Introduction

Sometimes you remember a phrase or a given word or words, you put in a document, but you do not remember the name of the document. How to find it?, well do a search of all your documents, looking for that word or words or sentence, in other words, look for a string or strings.

Now, thanks to computers this is easier now, than it was in our parents' days.

If you are using Linux, you have grep to help on this job.

Look for a document, containing a given string

First the easy case, you know the exact sentence, you are looking for, and you at least remember the folder where the file is.

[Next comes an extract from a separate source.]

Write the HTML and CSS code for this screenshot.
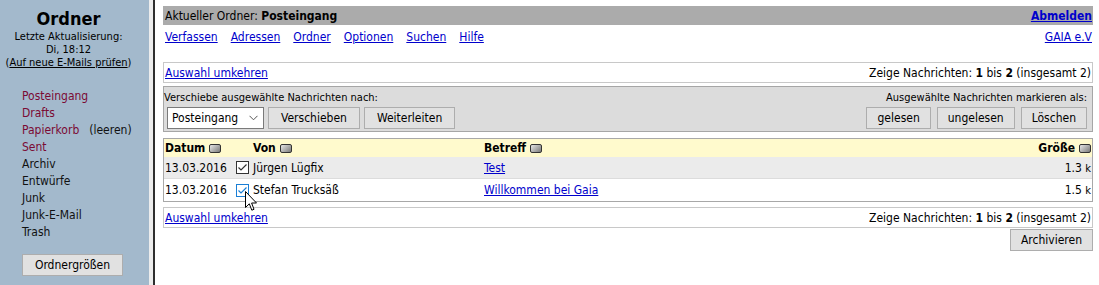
FILE: index.html
```html
<!DOCTYPE html>
<html lang="de">
<head>
<meta charset="utf-8">
<title>Posteingang</title>
<link rel="stylesheet" href="styles.css">
</head>
<body>
<div class="page">
  <aside class="sidebar">
    <div class="sb-head">
      <div class="title">Ordner</div>
      <div class="small">Letzte Aktualisierung:</div>
      <div class="small">Di, 18:12</div>
      <div class="small">(<a class="refresh" href="#">Auf neue E-Mails prüfen</a>)</div>
    </div>
    <ul class="folders">
      <li class="special">Posteingang</li>
      <li class="special">Drafts</li>
      <li><span class="special">Papierkorb</span><span class="purge">(leeren)</span></li>
      <li class="special">Sent</li>
      <li>Archiv</li>
      <li>Entwürfe</li>
      <li>Junk</li>
      <li>Junk-E-Mail</li>
      <li>Trash</li>
    </ul>
    <button class="btn sizes">Ordnergrößen</button>
  </aside>

  <main class="main">
    <div class="topbar">
      <span>Aktueller Ordner: <b>Posteingang</b></span>
      <a class="logout" href="#">Abmelden</a>
    </div>
    <nav class="nav">
      <div class="links">
        <a href="#">Verfassen</a>
        <a href="#">Adressen</a>
        <a href="#">Ordner</a>
        <a href="#">Optionen</a>
        <a href="#">Suchen</a>
        <a href="#">Hilfe</a>
      </div>
      <a href="#">GAIA e.V</a>
    </nav>

    <div class="pager">
      <a href="#">Auswahl umkehren</a>
      <span>Zeige Nachrichten: <b>1</b> bis <b>2</b> (insgesamt 2)</span>
    </div>

    <div class="actions">
      <div class="act-row1">
        <span>Verschiebe ausgewählte Nachrichten nach:</span>
        <span>Ausgewählte Nachrichten markieren als:</span>
      </div>
      <div class="act-row2">
        <div class="left-ctrls">
          <div class="select">
            <span>Posteingang</span>
            <svg class="chev" width="9" height="6" viewBox="0 0 9 6"><path d="M0.5 0.8 L4.5 4.8 L8.5 0.8" fill="none" stroke="#555" stroke-width="1"/></svg>
          </div>
          <button class="btn wide">Verschieben</button>
          <button class="btn wide">Weiterleiten</button>
        </div>
        <div class="right-ctrls">
          <button class="btn">gelesen</button>
          <button class="btn">ungelesen</button>
          <button class="btn">Löschen</button>
        </div>
      </div>
    </div>

    <table class="list">
      <colgroup>
        <col class="c-date"><col class="c-chk"><col class="c-from"><col class="c-subj"><col class="c-size">
      </colgroup>
      <thead>
        <tr>
          <th class="date">Datum<span class="sort"></span></th>
          <th></th>
          <th class="from">Von<span class="sort"></span></th>
          <th class="subj">Betreff<span class="sort"></span></th>
          <th class="size">Größe<span class="sort"></span></th>
        </tr>
      </thead>
      <tbody>
        <tr class="r1">
          <td class="date">13.03.2016</td>
          <td class="chk">
            <svg width="13" height="13" viewBox="0 0 13 13"><rect x="0.5" y="0.5" width="12" height="12" fill="#fff" stroke="#333"/><path d="M2.5 6.5 L5 9 L10.5 3.5" fill="none" stroke="#333" stroke-width="1.2"/></svg>
          </td>
          <td class="from">Jürgen Lügfix</td>
          <td class="subj"><a href="#">Test</a></td>
          <td class="size">1.3 <span class="k">k</span></td>
        </tr>
        <tr class="r2">
          <td class="date">13.03.2016</td>
          <td class="chk">
            <svg width="13" height="13" viewBox="0 0 13 13"><rect x="0.5" y="0.5" width="12" height="12" fill="#fff" stroke="#1a7fd6"/><path d="M2.5 6.5 L5 9 L10.5 3.5" fill="none" stroke="#1a7fd6" stroke-width="1.2"/></svg>
            <svg class="cursor" width="13" height="21" viewBox="0 0 13 21"><path d="M0.5 0.5 L0.5 16.5 L4.3 12.8 L6.8 19.2 L9 18.3 L6.6 12 L11.5 12 Z" fill="#fff" stroke="#000" stroke-width="1" stroke-linejoin="round"/></svg>
          </td>
          <td class="from">Stefan Trucksäß</td>
          <td class="subj"><a href="#">Willkommen bei Gaia</a></td>
          <td class="size">1.5 <span class="k">k</span></td>
        </tr>
      </tbody>
    </table>

    <div class="pager bottom">
      <a href="#">Auswahl umkehren</a>
      <span>Zeige Nachrichten: <b>1</b> bis <b>2</b> (insgesamt 2)</span>
    </div>

    <div class="archive-row">
      <button class="btn">Archivieren</button>
    </div>
  </main>
</div>
</body>
</html>
```

FILE: styles.css
```css
* { box-sizing: border-box; }

body {
  margin: 0;
  font-family: "DejaVu Sans Condensed", "DejaVu Sans", sans-serif;
  font-size: 12px;
  color: #000;
  background: #fff;
}

a { color: #0000cc; text-decoration: underline; }

.page {
  display: flex;
  height: 285px;
  overflow: hidden;
}

/* ---------- sidebar ---------- */
.sidebar {
  width: 153px;
  flex: none;
  background: #a3b9cc;
  border-right: 4px solid #ececec;
  padding-top: 8px;
}

.sb-head {
  width: 137px;
  text-align: center;
}

.title {
  font-size: 18px;
  font-weight: bold;
  line-height: 22px;
}

.small {
  font-size: 11px;
  line-height: 13px;
}

.refresh { color: #000; }

.folders {
  list-style: none;
  margin: 19px 0 0;
  padding: 0 0 0 22px;
  font-size: 12px;
  line-height: 17px;
  color: #111;
}

.special { color: #7b0a34; }

.purge {
  margin-left: 10px;
  color: #111;
}

.btn {
  font-family: inherit;
  font-size: 12px;
  height: 22px;
  background: #e1e1e1;
  border: 1px solid #adadad;
  border-radius: 0;
  padding: 0 10px;
  color: #000;
  line-height: 20px;
}

.btn.wide { padding: 0 12px; }

.sizes {
  margin: 13px 0 0 22px;
  width: 101px;
  padding: 0;
}

/* ---------- main ---------- */
.main {
  flex: 1;
  min-width: 0;
  border-left: 2px solid #2e2e2e;
  padding: 6px 6px 0 8px;
}

.topbar {
  display: flex;
  justify-content: space-between;
  align-items: center;
  height: 19px;
  background: #ababab;
  padding: 0 1px 0 2px;
}

.logout { font-weight: bold; }

.nav {
  display: flex;
  justify-content: space-between;
  align-items: center;
  height: 24px;
  padding: 0 1px 0 2px;
}

.nav .links {
  display: flex;
  gap: 13px;
}

.pager {
  margin-top: 13px;
  height: 21px;
  border: 1px solid #c8c8c8;
  display: flex;
  justify-content: space-between;
  align-items: center;
  padding: 0 1px 0 1px;
}

.pager.bottom { margin-top: 5px; }

.actions {
  margin-top: 3px;
  height: 46px;
  border: 1px solid #a6a6a6;
  background: #dcdcdc;
  padding: 0 5px 0 0;
}

.act-row1 {
  display: flex;
  justify-content: space-between;
  align-items: center;
  height: 20px;
  font-size: 11px;
}

.act-row2 {
  display: flex;
  justify-content: space-between;
  align-items: center;
  height: 22px;
}

.left-ctrls {
  display: flex;
  gap: 4px;
  padding-left: 3px;
}

.right-ctrls {
  display: flex;
  gap: 6px;
}

.select {
  width: 97px;
  height: 22px;
  background: #fff;
  border: 1px solid #7a7a7a;
  display: flex;
  align-items: center;
  justify-content: space-between;
  padding: 0 5px 0 4px;
}

.chev { display: block; }

/* ---------- message list ---------- */
.list {
  margin-top: 6px;
  width: 100%;
  border: 1px solid #a8a8a8;
  border-collapse: separate;
  border-spacing: 0;
  table-layout: fixed;
}

.c-date { width: 68px; }
.c-chk { width: 19px; }
.c-from { width: 231px; }
.c-subj { width: 420px; }

.list th, .list td {
  padding: 0;
  text-align: left;
  white-space: nowrap;
}

.list thead tr { background: #fffacd; height: 18px; }
.list th { font-weight: bold; }

.list .date { padding-left: 1px; }
.list .chk { padding-left: 4px; position: relative; }
.list .chk svg { display: block; }
.list .from { padding-left: 2px; }
.list .subj { padding-left: 2px; }
.list .size { text-align: right; padding-right: 1px; }

.sort {
  display: inline-block;
  width: 12px;
  height: 9px;
  border: 1px solid #333;
  border-radius: 2px;
  background: linear-gradient(135deg, #e6e6e6, #7a7a7a);
  margin-left: 4px;
  vertical-align: -1px;
}

.r1 { background: #ebebeb; height: 21px; }
.r2 { height: 23px; }
.r2 td { border-top: 1px solid #dcdcdc; }

.k { font-size: 11px; }

.list .chk .cursor {
  position: absolute;
  left: 13px;
  top: 12px;
}

.archive-row {
  display: flex;
  justify-content: flex-end;
  margin-top: 1px;
}
```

grep "sentence to look for" /home/user/docs/

Now, let's suppose you do not know if the sentence was in uppercase or in lowercase, so ask grep to ignore case.

grep -i "sentence to look for" /home/user/docs/

Well, let's suppose you have a lot of sub-folders, and you do not remember where your file is.

grep -r "sentence to look for" /home/user/docs/

Let's see an example of the output in my PC

grep -ri "Introduction" /home/user/post/

The output is:

/home/user/post/monthy-newsletter.txt:###Introduction###
/home/user/post/monthy-newsletter.txt:I'm no expert in MySQL, but anyway I have written three introduction-type MySQL posts, something we all need to know to start [how to create databases][1], [How to list those databases][2] and [How to create tables in MySQL][3]
/home/user/post/how-to-debug-bash-shell-scripts.txt:##Introduction##
/home/user/post/how-to-setup-dns-bind-master-slave-linux.txt:##Introduction
/home/user/post/interview-raphael-hertzog.txt:I also have plans for bigger changes concerning Debian, and among them is the introduction of Debian Rolling, a distribution similar to testing but with some design choices to make it more usable at any point in time.
/home/user/post/four-years-with-debian-testing.txt:##Introduction##
Binary file /home/user/post/.find-a-documents-with-given-string.txt.swp matches
/home/user/post/how-to-change-the-priority-of-Linux-processes.txt:##Introduction##

As you can see there are some binary files, also scanned, if we want to avoid that:

grep -riI "introduction" /home/user/post/

The output now is:

/home/user/post/monthy-newsletter.txt:###Introduction###
/home/user/post/monthy-newsletter.txt:I'm no expert in MySQL, but anyway I have written three introduction-type MySQL posts, something we all need to know to start [how to create databases][1], [How to list those databases][2] and [How to create tables in MySQL][3]
/home/user/post/how-to-debug-bash-shell-scripts.txt:##Introduction##
/home/user/post/how-to-setup-dns-bind-master-slave-linux.txt:##Introduction
/home/user/post/interview-raphael-hertzog.txt:I also have plans for bigger changes concerning Debian, and among them is the introduction of Debian Rolling, a distribution similar to testing but with some design choices to make it more usable at any point in time.
/home/user/post/four-years-with-debian-testing.txt:##Introduction##
/home/user/post/how-to-change-the-priority-of-Linux-processes.txt:##Introduction##

Finally, I just want the file names, and not the sentences where the sentence or word appears.

grep -riIl "introduction" /home/user/post/

The output will be:

/home/user/post/monthy-newsletter.txt
/home/user/post/how-to-debug-bash-shell-scripts.txt
/home/user/post/how-to-setup-dns-bind-master-slave-linux.txt
/home/user/post/interview-raphael-hertzog.txt
/home/user/post/four-years-with-debian-testing.txt
/home/user/post/how-to-change-the-priority-of-Linux-processes.txt

Conclusion

I know, you may use other ways, maybe find, but I like this method, and use it a lot, just like the advanced search function in Gmail :).